I am just home from the EMB ministers' conference tired but content, refreshed, enthused, humbled, inspired - it has been a good event, worth the work of printing name badges, handling questions, chasing extra towels for moaning ministers and being left to clear and lock up when everyone else had gone.

When I began to work on the closing worship about a month ago, the theme 'beauty and brokenness' came to me along with some ideas about using pots to reflect the preacher's key texts from 2 Corinthians 4:7 - treasure in clay pots.

As the various sessions passed, with input from Juliet Kilpin (Urban Expression) Peter Hobson (St Philip's centre for interfaith studies, Leicester) and Richard Kidd (Northern Baptist College), some of the themes that seemed to emerge over and over again were about vulnerability, risk-taking, honesty, our own frailty, sinfulness and struggle, our own brokenness - and the God who through all this muddle makes beauty.  Wow!

I enjoyed leading the closing worship, enjoyed arranging the chapel to try to help others engage in something that embodied and incarnated some of what we'd shared as we returned our focus to God, and sought sustenance for our own days ahead.

Not everyone will have enjoyed or appreciated what was offered, some were probably troubled by my clay pots, my friend's dramatisation of Jeremiah at the potter's house, the interactive intercessions with pieces of broken pottery built into a mosaic cross, coming forward for communion or the odd word change to the hymns to make them more inclusive.  But then worship isn't about pleasing people, but about encountering God whose beauty is revealed in the clumsy and hesitant offerings of God's people.

I can't 'do art' as Richard does, but I can delight in his delight; I would not be able to minister as Juliet does, but I am humbled by her humility and tentative theology; I may never pray with people of other faiths as Peter does, but I am embraced by his inclusivity.  I am but one clay pot, chipped, cracked and often broken - but, and here is the real mystery, every now and then the beauty of God can be glimpsed in my relationships, my ministry, my life!

medium_beauty_brokennness_2.jpgI found this picture on a Google Images search with the phrase 'beauty in brokeness.'  It is stolen from another blogger who in turn pinched it from an African blog.

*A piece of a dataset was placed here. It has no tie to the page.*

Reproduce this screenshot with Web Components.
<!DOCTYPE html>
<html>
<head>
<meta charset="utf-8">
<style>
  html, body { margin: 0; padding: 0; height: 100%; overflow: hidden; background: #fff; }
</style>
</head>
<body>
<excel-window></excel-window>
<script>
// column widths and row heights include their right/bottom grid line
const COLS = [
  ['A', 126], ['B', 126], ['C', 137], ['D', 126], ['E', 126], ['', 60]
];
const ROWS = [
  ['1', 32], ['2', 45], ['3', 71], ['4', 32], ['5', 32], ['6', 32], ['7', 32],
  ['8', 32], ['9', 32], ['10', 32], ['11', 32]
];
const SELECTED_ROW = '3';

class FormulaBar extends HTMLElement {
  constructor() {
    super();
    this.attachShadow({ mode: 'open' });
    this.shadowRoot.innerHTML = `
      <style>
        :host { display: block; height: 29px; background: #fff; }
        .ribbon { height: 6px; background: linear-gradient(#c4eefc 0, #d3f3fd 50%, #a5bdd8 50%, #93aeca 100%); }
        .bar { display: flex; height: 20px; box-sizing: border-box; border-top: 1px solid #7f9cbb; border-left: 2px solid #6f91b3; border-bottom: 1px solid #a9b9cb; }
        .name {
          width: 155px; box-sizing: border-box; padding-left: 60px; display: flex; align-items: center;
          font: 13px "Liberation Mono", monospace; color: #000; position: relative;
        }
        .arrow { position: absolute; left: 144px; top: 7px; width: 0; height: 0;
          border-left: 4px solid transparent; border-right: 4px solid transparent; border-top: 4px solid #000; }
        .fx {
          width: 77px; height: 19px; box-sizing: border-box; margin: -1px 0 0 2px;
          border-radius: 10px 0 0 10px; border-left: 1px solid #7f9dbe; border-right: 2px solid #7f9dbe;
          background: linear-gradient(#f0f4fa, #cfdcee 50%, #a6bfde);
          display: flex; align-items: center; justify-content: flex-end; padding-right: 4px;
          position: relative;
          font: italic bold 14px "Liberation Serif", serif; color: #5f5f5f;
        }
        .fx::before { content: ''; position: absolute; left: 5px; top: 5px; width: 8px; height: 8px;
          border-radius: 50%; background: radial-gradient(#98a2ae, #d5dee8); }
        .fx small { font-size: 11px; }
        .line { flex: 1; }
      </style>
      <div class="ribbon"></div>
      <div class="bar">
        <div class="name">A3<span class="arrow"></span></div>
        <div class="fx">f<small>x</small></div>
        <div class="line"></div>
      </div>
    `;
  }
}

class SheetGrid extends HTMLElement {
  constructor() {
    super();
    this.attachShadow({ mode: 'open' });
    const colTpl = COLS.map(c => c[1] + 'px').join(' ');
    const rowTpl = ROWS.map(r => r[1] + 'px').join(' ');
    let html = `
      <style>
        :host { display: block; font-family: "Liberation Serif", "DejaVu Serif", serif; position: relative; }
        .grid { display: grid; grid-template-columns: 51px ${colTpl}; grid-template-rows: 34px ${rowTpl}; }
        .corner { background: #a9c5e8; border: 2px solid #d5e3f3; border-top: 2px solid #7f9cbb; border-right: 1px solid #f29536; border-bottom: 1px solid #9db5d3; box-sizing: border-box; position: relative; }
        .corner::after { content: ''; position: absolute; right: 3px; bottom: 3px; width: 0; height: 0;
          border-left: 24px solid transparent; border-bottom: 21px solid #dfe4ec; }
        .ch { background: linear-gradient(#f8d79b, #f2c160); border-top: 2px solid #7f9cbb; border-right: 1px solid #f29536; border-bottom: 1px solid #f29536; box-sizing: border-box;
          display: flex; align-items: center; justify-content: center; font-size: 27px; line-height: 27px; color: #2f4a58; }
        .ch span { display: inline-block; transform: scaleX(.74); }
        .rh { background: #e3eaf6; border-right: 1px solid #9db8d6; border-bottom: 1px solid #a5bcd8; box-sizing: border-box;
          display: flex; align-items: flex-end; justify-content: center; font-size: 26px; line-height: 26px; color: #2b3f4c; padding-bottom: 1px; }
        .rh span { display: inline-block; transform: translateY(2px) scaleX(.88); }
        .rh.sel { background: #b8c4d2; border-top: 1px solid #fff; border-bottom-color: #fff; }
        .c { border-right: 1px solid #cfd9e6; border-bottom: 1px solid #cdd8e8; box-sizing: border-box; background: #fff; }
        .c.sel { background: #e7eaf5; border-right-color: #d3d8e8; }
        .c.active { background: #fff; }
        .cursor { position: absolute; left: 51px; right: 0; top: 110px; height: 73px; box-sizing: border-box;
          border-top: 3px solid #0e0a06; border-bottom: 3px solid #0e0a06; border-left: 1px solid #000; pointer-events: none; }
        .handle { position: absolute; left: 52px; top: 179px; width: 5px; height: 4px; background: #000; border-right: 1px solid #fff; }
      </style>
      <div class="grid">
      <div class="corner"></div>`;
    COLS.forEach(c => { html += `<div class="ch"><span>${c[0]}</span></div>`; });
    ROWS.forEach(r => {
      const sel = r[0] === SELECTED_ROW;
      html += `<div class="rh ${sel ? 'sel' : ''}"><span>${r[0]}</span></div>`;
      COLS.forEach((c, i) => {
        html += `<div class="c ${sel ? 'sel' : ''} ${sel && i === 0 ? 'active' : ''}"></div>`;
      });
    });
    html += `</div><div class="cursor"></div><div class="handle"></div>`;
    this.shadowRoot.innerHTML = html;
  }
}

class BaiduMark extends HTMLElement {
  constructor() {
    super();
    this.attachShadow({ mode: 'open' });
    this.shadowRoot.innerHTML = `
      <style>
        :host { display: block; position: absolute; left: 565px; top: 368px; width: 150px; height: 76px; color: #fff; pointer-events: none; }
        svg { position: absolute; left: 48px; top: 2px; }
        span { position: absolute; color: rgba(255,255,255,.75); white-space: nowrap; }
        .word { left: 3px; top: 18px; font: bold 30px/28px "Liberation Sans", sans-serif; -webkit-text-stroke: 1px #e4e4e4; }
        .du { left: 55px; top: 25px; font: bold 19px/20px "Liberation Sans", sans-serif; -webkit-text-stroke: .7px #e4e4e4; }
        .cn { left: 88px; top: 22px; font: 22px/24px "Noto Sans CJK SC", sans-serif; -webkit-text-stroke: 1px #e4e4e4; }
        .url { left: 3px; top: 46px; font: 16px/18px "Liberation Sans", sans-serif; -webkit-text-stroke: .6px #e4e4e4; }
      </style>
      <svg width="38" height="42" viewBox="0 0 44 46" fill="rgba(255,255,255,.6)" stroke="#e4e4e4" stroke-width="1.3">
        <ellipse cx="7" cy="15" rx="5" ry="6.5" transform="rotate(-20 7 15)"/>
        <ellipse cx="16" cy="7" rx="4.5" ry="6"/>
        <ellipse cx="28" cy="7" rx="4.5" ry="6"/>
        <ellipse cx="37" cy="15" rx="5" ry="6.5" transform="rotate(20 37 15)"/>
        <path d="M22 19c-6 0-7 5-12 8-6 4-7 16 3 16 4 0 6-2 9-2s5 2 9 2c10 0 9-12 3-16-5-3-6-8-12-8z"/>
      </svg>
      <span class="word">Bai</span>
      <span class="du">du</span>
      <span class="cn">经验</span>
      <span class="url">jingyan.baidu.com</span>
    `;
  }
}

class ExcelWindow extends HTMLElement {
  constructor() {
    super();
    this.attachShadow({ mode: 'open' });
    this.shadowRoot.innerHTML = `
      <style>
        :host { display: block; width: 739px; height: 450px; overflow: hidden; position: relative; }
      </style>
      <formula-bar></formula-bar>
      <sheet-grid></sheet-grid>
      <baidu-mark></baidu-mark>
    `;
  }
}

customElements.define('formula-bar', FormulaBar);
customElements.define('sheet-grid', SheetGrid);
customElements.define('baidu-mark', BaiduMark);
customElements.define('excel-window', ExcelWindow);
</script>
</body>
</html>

A simple clay pot is decorated with a mosaic of broken pottery, different sizes, shapes and colours.  The end reuslt is something simply beautiful - and beautiful in its simplicity.

It is for me a powerful symbol of God's Kingdom where all our fractured, distorted, muddled lives are transformed as together they make a thing of beauty.  The Johannine feeding of the five thousand with its note that the fractured pieces were collected up 'that nothing be wasted' find new meaning as the broken bits of pot are gathered into an expression of the fragile, indestrcutible, gentle, powerful, comforting, dangerous beauty of God.

Good conference?  Daft question!

Comments

  • I reckon God doesn't need to look too hard or often to see beauty in you . Glad it was such a good space.